An anonymous reviewer points to a potentially similar situation. In cases where alignment constraints have been employed to prevent epenthesis between affixes and their bases, it seems always to be crucial that assessment is distance-insensitive. (See McCarthy 2003 for discussion.)Footnote 20 Given the cases where distance-sensitivity is crucial, however, several of which were examined in Sect. 3, the option of simply abandoning distance-sensitive assessment is unavailable. One task for future work on the crucially distance-insensitive cases, then, is how to ensure, in a principled way, that the analyses only employ distance-insensitive assessment.

A second question that should be mentioned here concerns the new uses for alignment constraints that the proposed approach makes possible.

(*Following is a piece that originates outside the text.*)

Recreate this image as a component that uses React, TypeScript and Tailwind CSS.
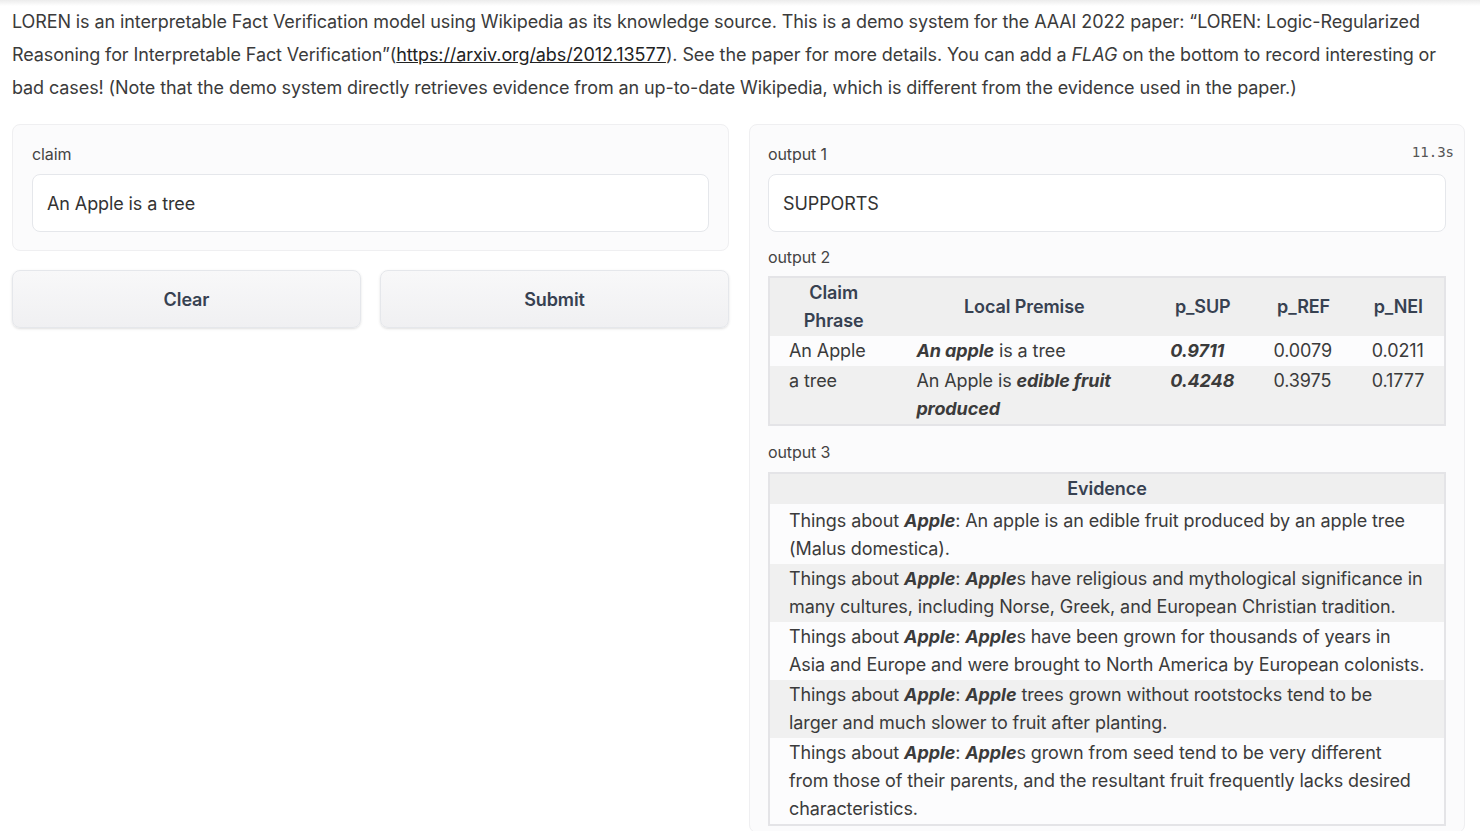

For example, though it is clear that the RSA analysis captures the basic characteristics of stress windows, it remains to be seen exactly how the typologies predicted by the various compatible frameworks will be affected by accommodating the constraints necessary to execute it. The introduction of a new formulation will necessarily have unanticipated consequences, both positive and negative. Since these potential consequences cannot all be adequately explored in a single article, however, they are necessarily the objects of future research.